#### Records to process

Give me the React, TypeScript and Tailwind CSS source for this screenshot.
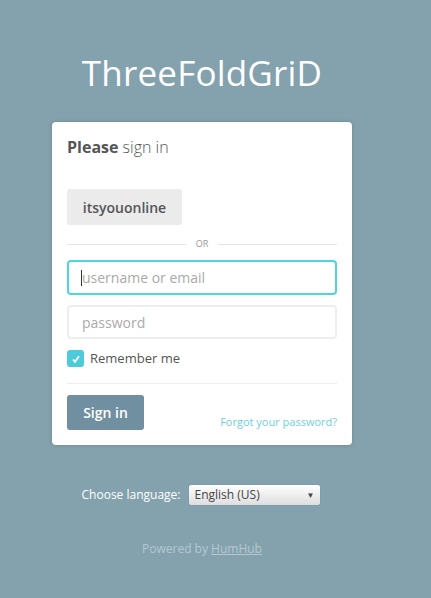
export default function App() {
  return (
    <div
      className="min-h-[598px] w-full bg-[#84a2ae] flex flex-col items-center pr-[27px]"
      style={{ fontFamily: '"Open Sans", sans-serif' }}
    >
      <div className="w-[300px] flex flex-col">
        <h1 className="mt-[50px] text-center text-white text-[35px] leading-[46px] font-normal tracking-[0.2px]">
          ThreeFoldGriD
        </h1>

        <div className="mt-[26px] bg-white rounded-[4px] shadow-[0_0_4px_rgba(0,0,0,0.18)] px-[15px] pt-[13px] pb-[15px]">
          <div className="text-[16px] leading-[24px] text-[#555]">
            <span className="font-bold">Please</span> <span className="font-light">sign in</span>
          </div>

          <button className="mt-[30px] h-[36px] w-[115px] rounded-[3px] bg-[#ebebeb] text-[14px] font-semibold text-[#555]">
            itsyouonline
          </button>

          <div className="mt-[13px] flex items-center gap-[10px]">
            <div className="flex-1 h-px bg-[#e5e5e5]" />
            <span className="text-[9px] leading-[12px] text-[#999]">OR</span>
            <div className="flex-1 h-px bg-[#e5e5e5]" />
          </div>

          <div className="mt-[10px] h-[35px] rounded-[4px] border-2 border-[#4fd4e3] flex items-center pl-[12px]">
            <div className="w-px h-[16px] bg-[#333]" />
            <span className="text-[14px] text-[#aaa]">username or email</span>
          </div>

          <div className="mt-[10px] h-[34px] rounded-[4px] border-2 border-[#eee] flex items-center pl-[13px]">
            <span className="text-[14px] text-[#aaa]">password</span>
          </div>

          <div className="mt-[10px] flex items-center gap-[6px]">
            <div className="w-[17px] h-[17px] rounded-[3px] bg-[#4ecbdb] flex items-center justify-center">
              <svg width="10" height="10" viewBox="0 0 10 10">
                <path d="M2 5.5 L4 7.8 L8 2.2" stroke="white" strokeWidth="1.8" fill="none" />
              </svg>
            </div>
            <span className="text-[13px] text-[#555]">Remember me</span>
          </div>

          <div className="mt-[14px] h-px bg-[#eee]" />

          <div className="mt-[11px] flex items-end justify-between">
            <button className="h-[35px] w-[77px] rounded-[3px] bg-[#708fa0] text-white text-[14px] font-semibold">
              Sign in
            </button>
            <a className="text-[11px] leading-[14px] text-[#6fcfdc] mb-[1px]">Forgot your password?</a>
          </div>
        </div>

        <div className="mt-[40px] flex items-center justify-center gap-[9px] pr-[2px]">
          <span className="text-[12px] text-white">Choose language:</span>
          <div className="w-[131px] h-[20px] rounded-[2px] bg-gradient-to-b from-[#ffffff] to-[#dedede] shadow-[0_0_1px_rgba(0,0,0,0.3)] flex items-center justify-between pl-[5px] pr-[6px]">
            <span className="text-[12px] text-[#444] leading-none">English (US)</span>
            <span className="text-[8px] text-[#444]">▼</span>
          </div>
        </div>

        <div className="mt-[35px] text-center text-[12px] text-[#b5c8d0]">
          Powered by <span className="underline">HumHub</span>
        </div>
      </div>
    </div>
  );
}
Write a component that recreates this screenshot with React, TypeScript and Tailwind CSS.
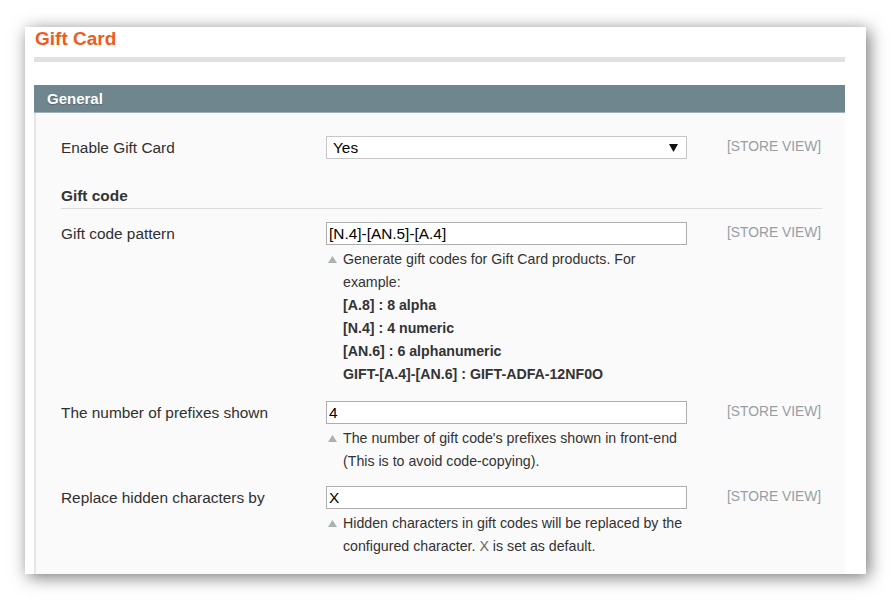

########

**Objective:**
Return the full material word for word. Do not include the pictures.

**Task response:**
Give me the React, TypeScript and Tailwind CSS source for this screenshot.
export default function App() {
  return (
    <div
      className="min-h-[598px] w-full bg-[#84a2ae] flex flex-col items-center pr-[27px]"
      style={{ fontFamily: '"Open Sans", sans-serif' }}
    >
      <div className="w-[300px] flex flex-col">
        <h1 className="mt-[50px] text-center text-white text-[35px] leading-[46px] font-normal tracking-[0.2px]">
          ThreeFoldGriD
        </h1>

        <div className="mt-[26px] bg-white rounded-[4px] shadow-[0_0_4px_rgba(0,0,0,0.18)] px-[15px] pt-[13px] pb-[15px]">
          <div className="text-[16px] leading-[24px] text-[#555]">
            <span className="font-bold">Please</span> <span className="font-light">sign in</span>
          </div>

          <button className="mt-[30px] h-[36px] w-[115px] rounded-[3px] bg-[#ebebeb] text-[14px] font-semibold text-[#555]">
            itsyouonline
          </button>

          <div className="mt-[13px] flex items-center gap-[10px]">
            <div className="flex-1 h-px bg-[#e5e5e5]" />
            <span className="text-[9px] leading-[12px] text-[#999]">OR</span>
            <div className="flex-1 h-px bg-[#e5e5e5]" />
          </div>

          <div className="mt-[10px] h-[35px] rounded-[4px] border-2 border-[#4fd4e3] flex items-center pl-[12px]">
            <div className="w-px h-[16px] bg-[#333]" />
            <span className="text-[14px] text-[#aaa]">username or email</span>
          </div>

          <div className="mt-[10px] h-[34px] rounded-[4px] border-2 border-[#eee] flex items-center pl-[13px]">
            <span className="text-[14px] text-[#aaa]">password</span>
          </div>

          <div className="mt-[10px] flex items-center gap-[6px]">
            <div className="w-[17px] h-[17px] rounded-[3px] bg-[#4ecbdb] flex items-center justify-center">
              <svg width="10" height="10" viewBox="0 0 10 10">
                <path d="M2 5.5 L4 7.8 L8 2.2" stroke="white" strokeWidth="1.8" fill="none" />
              </svg>
            </div>
            <span className="text-[13px] text-[#555]">Remember me</span>
          </div>

          <div className="mt-[14px] h-px bg-[#eee]" />

          <div className="mt-[11px] flex items-end justify-between">
            <button className="h-[35px] w-[77px] rounded-[3px] bg-[#708fa0] text-white text-[14px] font-semibold">
              Sign in
            </button>
            <a className="text-[11px] leading-[14px] text-[#6fcfdc] mb-[1px]">Forgot your password?</a>
          </div>
        </div>

        <div className="mt-[40px] flex items-center justify-center gap-[9px] pr-[2px]">
          <span className="text-[12px] text-white">Choose language:</span>
          <div className="w-[131px] h-[20px] rounded-[2px] bg-gradient-to-b from-[#ffffff] to-[#dedede] shadow-[0_0_1px_rgba(0,0,0,0.3)] flex items-center justify-between pl-[5px] pr-[6px]">
            <span className="text-[12px] text-[#444] leading-none">English (US)</span>
            <span className="text-[8px] text-[#444]">▼</span>
          </div>
        </div>

        <div className="mt-[35px] text-center text-[12px] text-[#b5c8d0]">
          Powered by <span className="underline">HumHub</span>
        </div>
      </div>
    </div>
  );
}
Write a component that recreates this screenshot with React, TypeScript and Tailwind CSS.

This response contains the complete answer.